Method Endpoint Description
POST /api/feedback Submit feedback on a trace
GET /api/feedback List feedback (filter by project, model, score, source)
GET /api/feedback/summary Overall feedback stats
GET /api/feedback/quality/models Quality breakdown by model
GET /api/feedback/quality/model/{model} Quality for a specific model
GET /api/feedback/quality/prompt/{prompt_id} Quality per prompt version
GET /api/feedback/trace/{trace_id} All feedback for a trace
GET /api/feedback/trace/{trace_id}/score Aggregated score
DELETE /api/feedback/{id} Delete feedback

Best Practices

Collect feedback close to the user. Add a thumbs up/down button next to every LLM response in your UI. The closer to the interaction, the higher the response rate.
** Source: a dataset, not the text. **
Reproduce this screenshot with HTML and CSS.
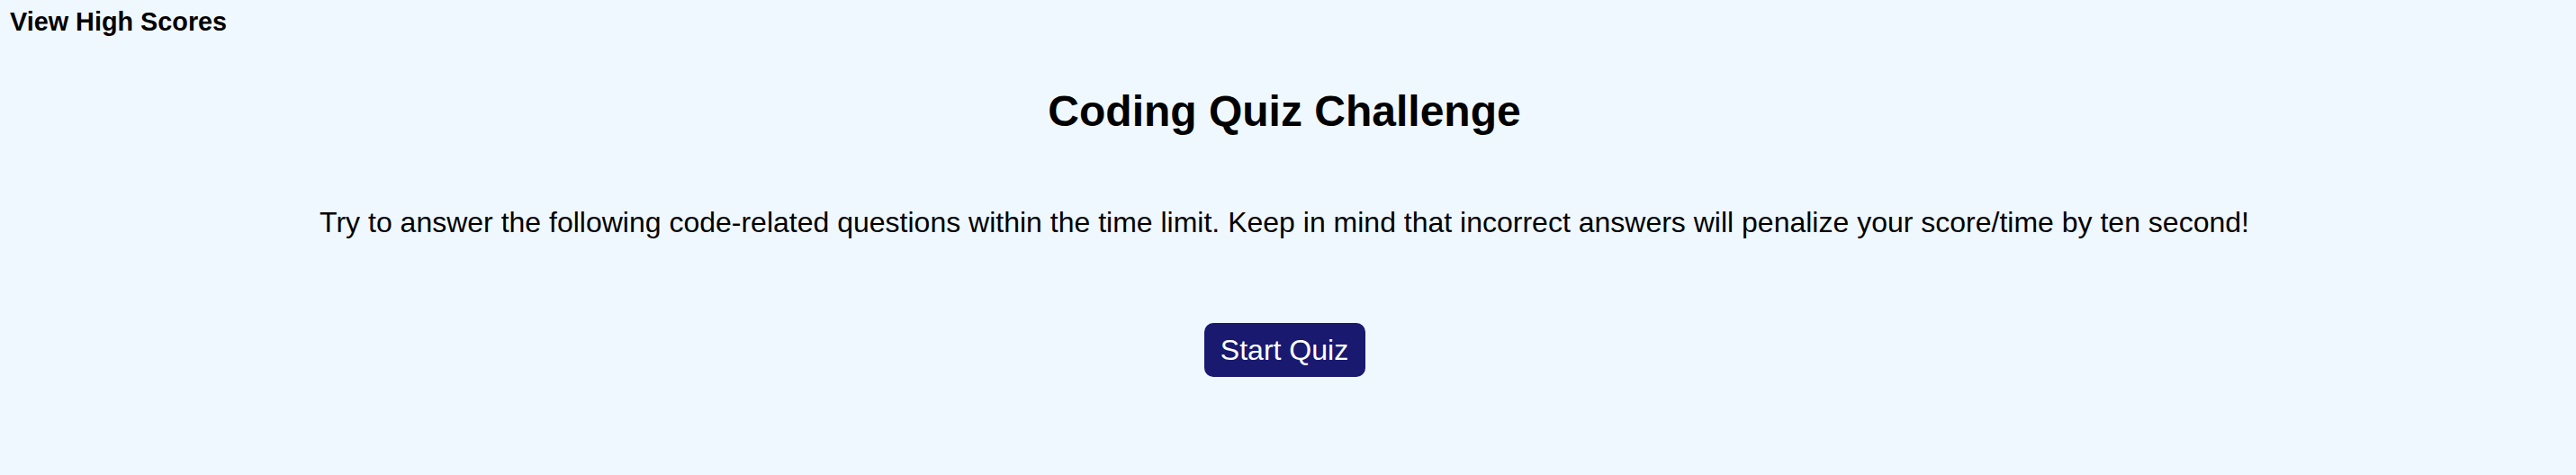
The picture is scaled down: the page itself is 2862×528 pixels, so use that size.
FILE: index.html
```html
<!DOCTYPE html>
<html lang="en">
<head>
<meta charset="utf-8">
<title>Coding Quiz Challenge</title>
<link rel="stylesheet" href="styles.css">
</head>
<body>
<header class="topbar">
  <a class="scores-link">View High Scores</a>
</header>
<main class="intro">
  <h2 class="title">Coding Quiz Challenge</h2>
  <p class="lead">Try to answer the following code-related questions within the time limit. Keep in mind that incorrect answers will penalize your score/time by ten second!</p>
  <button class="start-btn" type="button">Start Quiz</button>
</main>
</body>
</html>
```
FILE: styles.css
```css
html, body {
  margin: 0;
  padding: 0;
}
body {
  background: #f0f8ff;
  color: #000;
  font-family: "Liberation Sans", Arial, Helvetica, sans-serif;
  height: 528px;
  overflow: hidden;
}
.topbar {
  padding: 8px 11px 0;
}
.scores-link {
  font-size: 28.8px;
  font-weight: bold;
  line-height: 33px;
  display: inline-block;
}
.intro {
  display: flex;
  flex-direction: column;
  align-items: center;
  text-align: center;
  padding-right: 8px;
}
.title {
  margin: 55px 0 0;
  font-size: 48px;
  font-weight: bold;
  line-height: 55px;
}
.lead {
  margin: 78px 0 0;
  font-size: 32px;
  line-height: 37px;
}
.start-btn {
  margin-top: 93px;
  font-family: "Liberation Sans", Arial, Helvetica, sans-serif;
  font-size: 32px;
  line-height: 37px;
  color: #fff;
  background: #191970;
  border: none;
  border-radius: 10px;
  padding: 0;
  width: 179px;
  height: 60px;
}
```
Use tags to categorize failures. Tags like hallucination, too-long, off-topic, formatting help you identify patterns in negative feedback.

Combine with prompt versioning. When you deploy a new prompt version, monitor the quality/prompt/{id} endpoint to catch quality regressions before they accumulate.

Set up automated feedback for known failure patterns. If a response matches a known bad pattern (refusal, empty response, format violation), submit automated negative feedback so it shows up in quality metrics immediately.

Review cost-per-positive regularly. The cheapest model isn't always the most cost-efficient — a slightly more expensive model with much higher quality can have a lower cost per successful response.